Task to complete
Write the data below out exactly as it stands. Do not include the pictures.

Available data
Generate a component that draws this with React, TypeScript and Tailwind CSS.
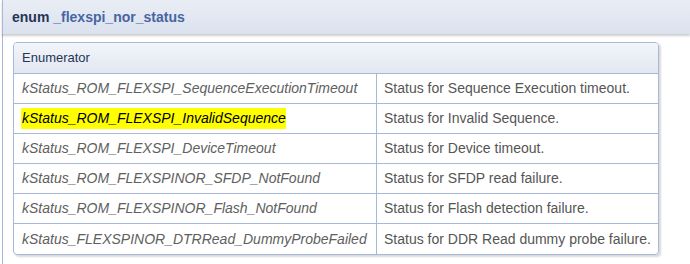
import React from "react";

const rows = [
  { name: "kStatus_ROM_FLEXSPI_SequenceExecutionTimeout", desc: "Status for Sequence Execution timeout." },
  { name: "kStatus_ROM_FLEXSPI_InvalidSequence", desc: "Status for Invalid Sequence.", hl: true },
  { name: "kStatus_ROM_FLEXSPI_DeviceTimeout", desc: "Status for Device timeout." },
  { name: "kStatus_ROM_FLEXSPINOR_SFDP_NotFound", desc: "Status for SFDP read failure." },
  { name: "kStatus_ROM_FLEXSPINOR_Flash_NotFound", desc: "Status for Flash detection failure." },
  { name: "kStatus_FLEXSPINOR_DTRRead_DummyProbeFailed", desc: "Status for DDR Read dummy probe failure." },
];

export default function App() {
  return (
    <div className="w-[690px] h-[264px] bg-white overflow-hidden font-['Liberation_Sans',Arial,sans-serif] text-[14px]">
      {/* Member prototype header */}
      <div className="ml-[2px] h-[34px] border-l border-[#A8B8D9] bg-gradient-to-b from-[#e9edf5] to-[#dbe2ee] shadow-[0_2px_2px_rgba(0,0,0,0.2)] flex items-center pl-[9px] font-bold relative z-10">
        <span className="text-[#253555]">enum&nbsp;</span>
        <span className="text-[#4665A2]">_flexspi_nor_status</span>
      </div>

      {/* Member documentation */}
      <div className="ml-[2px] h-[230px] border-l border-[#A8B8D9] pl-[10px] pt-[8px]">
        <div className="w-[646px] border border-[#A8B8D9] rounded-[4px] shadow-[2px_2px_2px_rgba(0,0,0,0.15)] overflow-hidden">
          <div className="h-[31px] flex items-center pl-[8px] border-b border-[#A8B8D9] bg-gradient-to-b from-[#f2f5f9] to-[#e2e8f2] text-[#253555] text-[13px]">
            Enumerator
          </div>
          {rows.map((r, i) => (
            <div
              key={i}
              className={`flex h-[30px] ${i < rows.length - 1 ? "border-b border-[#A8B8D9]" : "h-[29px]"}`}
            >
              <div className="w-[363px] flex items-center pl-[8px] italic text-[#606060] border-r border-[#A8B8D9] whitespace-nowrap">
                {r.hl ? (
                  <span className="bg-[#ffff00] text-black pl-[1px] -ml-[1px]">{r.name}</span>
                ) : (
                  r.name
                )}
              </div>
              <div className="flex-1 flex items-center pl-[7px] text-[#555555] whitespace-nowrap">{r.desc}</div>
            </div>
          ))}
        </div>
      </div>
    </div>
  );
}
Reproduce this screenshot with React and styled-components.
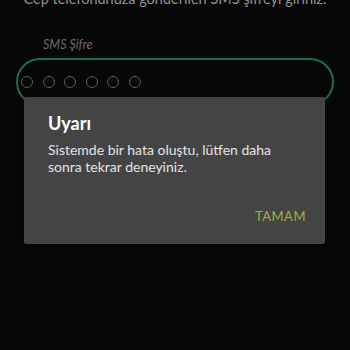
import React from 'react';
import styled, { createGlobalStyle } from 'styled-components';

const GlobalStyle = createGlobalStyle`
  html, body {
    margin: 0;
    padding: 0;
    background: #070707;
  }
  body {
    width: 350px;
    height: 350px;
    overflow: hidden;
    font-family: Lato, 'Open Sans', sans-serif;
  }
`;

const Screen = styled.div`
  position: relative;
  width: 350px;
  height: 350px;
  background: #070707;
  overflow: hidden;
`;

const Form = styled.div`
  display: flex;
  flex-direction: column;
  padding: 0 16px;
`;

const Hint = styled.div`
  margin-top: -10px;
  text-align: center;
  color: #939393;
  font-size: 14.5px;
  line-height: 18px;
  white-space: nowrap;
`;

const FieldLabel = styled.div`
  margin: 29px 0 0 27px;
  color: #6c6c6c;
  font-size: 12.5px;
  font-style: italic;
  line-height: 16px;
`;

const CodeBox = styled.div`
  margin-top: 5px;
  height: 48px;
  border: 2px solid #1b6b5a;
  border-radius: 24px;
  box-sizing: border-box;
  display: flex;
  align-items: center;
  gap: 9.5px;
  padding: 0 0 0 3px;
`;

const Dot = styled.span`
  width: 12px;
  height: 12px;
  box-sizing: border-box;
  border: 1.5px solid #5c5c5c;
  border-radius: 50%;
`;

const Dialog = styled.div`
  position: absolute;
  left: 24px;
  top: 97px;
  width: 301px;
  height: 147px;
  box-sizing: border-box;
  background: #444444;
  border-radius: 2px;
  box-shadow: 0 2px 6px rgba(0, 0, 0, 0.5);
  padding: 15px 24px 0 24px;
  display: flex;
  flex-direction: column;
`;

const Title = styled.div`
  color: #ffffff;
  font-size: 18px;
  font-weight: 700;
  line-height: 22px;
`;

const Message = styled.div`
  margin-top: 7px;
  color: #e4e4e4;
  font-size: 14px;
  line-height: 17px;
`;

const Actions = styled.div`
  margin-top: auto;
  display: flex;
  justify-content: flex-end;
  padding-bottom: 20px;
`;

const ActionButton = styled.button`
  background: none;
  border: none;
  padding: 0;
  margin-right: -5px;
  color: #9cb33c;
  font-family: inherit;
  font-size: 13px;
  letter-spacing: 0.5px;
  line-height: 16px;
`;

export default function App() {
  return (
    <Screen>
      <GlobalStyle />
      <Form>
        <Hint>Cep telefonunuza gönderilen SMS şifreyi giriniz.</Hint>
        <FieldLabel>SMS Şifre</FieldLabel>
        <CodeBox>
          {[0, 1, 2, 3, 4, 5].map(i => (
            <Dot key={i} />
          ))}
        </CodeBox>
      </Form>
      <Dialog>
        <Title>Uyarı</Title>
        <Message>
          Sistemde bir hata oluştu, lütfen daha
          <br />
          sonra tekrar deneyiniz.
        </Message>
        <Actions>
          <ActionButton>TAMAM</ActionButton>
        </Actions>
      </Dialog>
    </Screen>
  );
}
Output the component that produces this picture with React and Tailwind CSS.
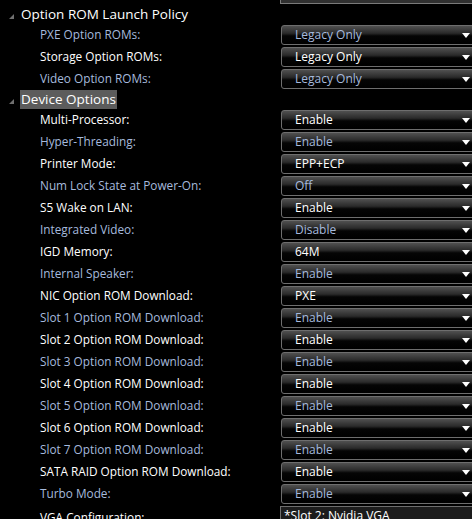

Expected answer
Generate a component that draws this with React, TypeScript and Tailwind CSS.
import React from "react";

const rows = [
  { name: "kStatus_ROM_FLEXSPI_SequenceExecutionTimeout", desc: "Status for Sequence Execution timeout." },
  { name: "kStatus_ROM_FLEXSPI_InvalidSequence", desc: "Status for Invalid Sequence.", hl: true },
  { name: "kStatus_ROM_FLEXSPI_DeviceTimeout", desc: "Status for Device timeout." },
  { name: "kStatus_ROM_FLEXSPINOR_SFDP_NotFound", desc: "Status for SFDP read failure." },
  { name: "kStatus_ROM_FLEXSPINOR_Flash_NotFound", desc: "Status for Flash detection failure." },
  { name: "kStatus_FLEXSPINOR_DTRRead_DummyProbeFailed", desc: "Status for DDR Read dummy probe failure." },
];

export default function App() {
  return (
    <div className="w-[690px] h-[264px] bg-white overflow-hidden font-['Liberation_Sans',Arial,sans-serif] text-[14px]">
      {/* Member prototype header */}
      <div className="ml-[2px] h-[34px] border-l border-[#A8B8D9] bg-gradient-to-b from-[#e9edf5] to-[#dbe2ee] shadow-[0_2px_2px_rgba(0,0,0,0.2)] flex items-center pl-[9px] font-bold relative z-10">
        <span className="text-[#253555]">enum&nbsp;</span>
        <span className="text-[#4665A2]">_flexspi_nor_status</span>
      </div>

      {/* Member documentation */}
      <div className="ml-[2px] h-[230px] border-l border-[#A8B8D9] pl-[10px] pt-[8px]">
        <div className="w-[646px] border border-[#A8B8D9] rounded-[4px] shadow-[2px_2px_2px_rgba(0,0,0,0.15)] overflow-hidden">
          <div className="h-[31px] flex items-center pl-[8px] border-b border-[#A8B8D9] bg-gradient-to-b from-[#f2f5f9] to-[#e2e8f2] text-[#253555] text-[13px]">
            Enumerator
          </div>
          {rows.map((r, i) => (
            <div
              key={i}
              className={`flex h-[30px] ${i < rows.length - 1 ? "border-b border-[#A8B8D9]" : "h-[29px]"}`}
            >
              <div className="w-[363px] flex items-center pl-[8px] italic text-[#606060] border-r border-[#A8B8D9] whitespace-nowrap">
                {r.hl ? (
                  <span className="bg-[#ffff00] text-black pl-[1px] -ml-[1px]">{r.name}</span>
                ) : (
                  r.name
                )}
              </div>
              <div className="flex-1 flex items-center pl-[7px] text-[#555555] whitespace-nowrap">{r.desc}</div>
            </div>
          ))}
        </div>
      </div>
    </div>
  );
}
Reproduce this screenshot with React and styled-components.
import React from 'react';
import styled, { createGlobalStyle } from 'styled-components';

const GlobalStyle = createGlobalStyle`
  html, body {
    margin: 0;
    padding: 0;
    background: #070707;
  }
  body {
    width: 350px;
    height: 350px;
    overflow: hidden;
    font-family: Lato, 'Open Sans', sans-serif;
  }
`;

const Screen = styled.div`
  position: relative;
  width: 350px;
  height: 350px;
  background: #070707;
  overflow: hidden;
`;

const Form = styled.div`
  display: flex;
  flex-direction: column;
  padding: 0 16px;
`;

const Hint = styled.div`
  margin-top: -10px;
  text-align: center;
  color: #939393;
  font-size: 14.5px;
  line-height: 18px;
  white-space: nowrap;
`;

const FieldLabel = styled.div`
  margin: 29px 0 0 27px;
  color: #6c6c6c;
  font-size: 12.5px;
  font-style: italic;
  line-height: 16px;
`;

const CodeBox = styled.div`
  margin-top: 5px;
  height: 48px;
  border: 2px solid #1b6b5a;
  border-radius: 24px;
  box-sizing: border-box;
  display: flex;
  align-items: center;
  gap: 9.5px;
  padding: 0 0 0 3px;
`;

const Dot = styled.span`
  width: 12px;
  height: 12px;
  box-sizing: border-box;
  border: 1.5px solid #5c5c5c;
  border-radius: 50%;
`;

const Dialog = styled.div`
  position: absolute;
  left: 24px;
  top: 97px;
  width: 301px;
  height: 147px;
  box-sizing: border-box;
  background: #444444;
  border-radius: 2px;
  box-shadow: 0 2px 6px rgba(0, 0, 0, 0.5);
  padding: 15px 24px 0 24px;
  display: flex;
  flex-direction: column;
`;

const Title = styled.div`
  color: #ffffff;
  font-size: 18px;
  font-weight: 700;
  line-height: 22px;
`;

const Message = styled.div`
  margin-top: 7px;
  color: #e4e4e4;
  font-size: 14px;
  line-height: 17px;
`;

const Actions = styled.div`
  margin-top: auto;
  display: flex;
  justify-content: flex-end;
  padding-bottom: 20px;
`;

const ActionButton = styled.button`
  background: none;
  border: none;
  padding: 0;
  margin-right: -5px;
  color: #9cb33c;
  font-family: inherit;
  font-size: 13px;
  letter-spacing: 0.5px;
  line-height: 16px;
`;

export default function App() {
  return (
    <Screen>
      <GlobalStyle />
      <Form>
        <Hint>Cep telefonunuza gönderilen SMS şifreyi giriniz.</Hint>
        <FieldLabel>SMS Şifre</FieldLabel>
        <CodeBox>
          {[0, 1, 2, 3, 4, 5].map(i => (
            <Dot key={i} />
          ))}
        </CodeBox>
      </Form>
      <Dialog>
        <Title>Uyarı</Title>
        <Message>
          Sistemde bir hata oluştu, lütfen daha
          <br />
          sonra tekrar deneyiniz.
        </Message>
        <Actions>
          <ActionButton>TAMAM</ActionButton>
        </Actions>
      </Dialog>
    </Screen>
  );
}
Output the component that produces this picture with React and Tailwind CSS.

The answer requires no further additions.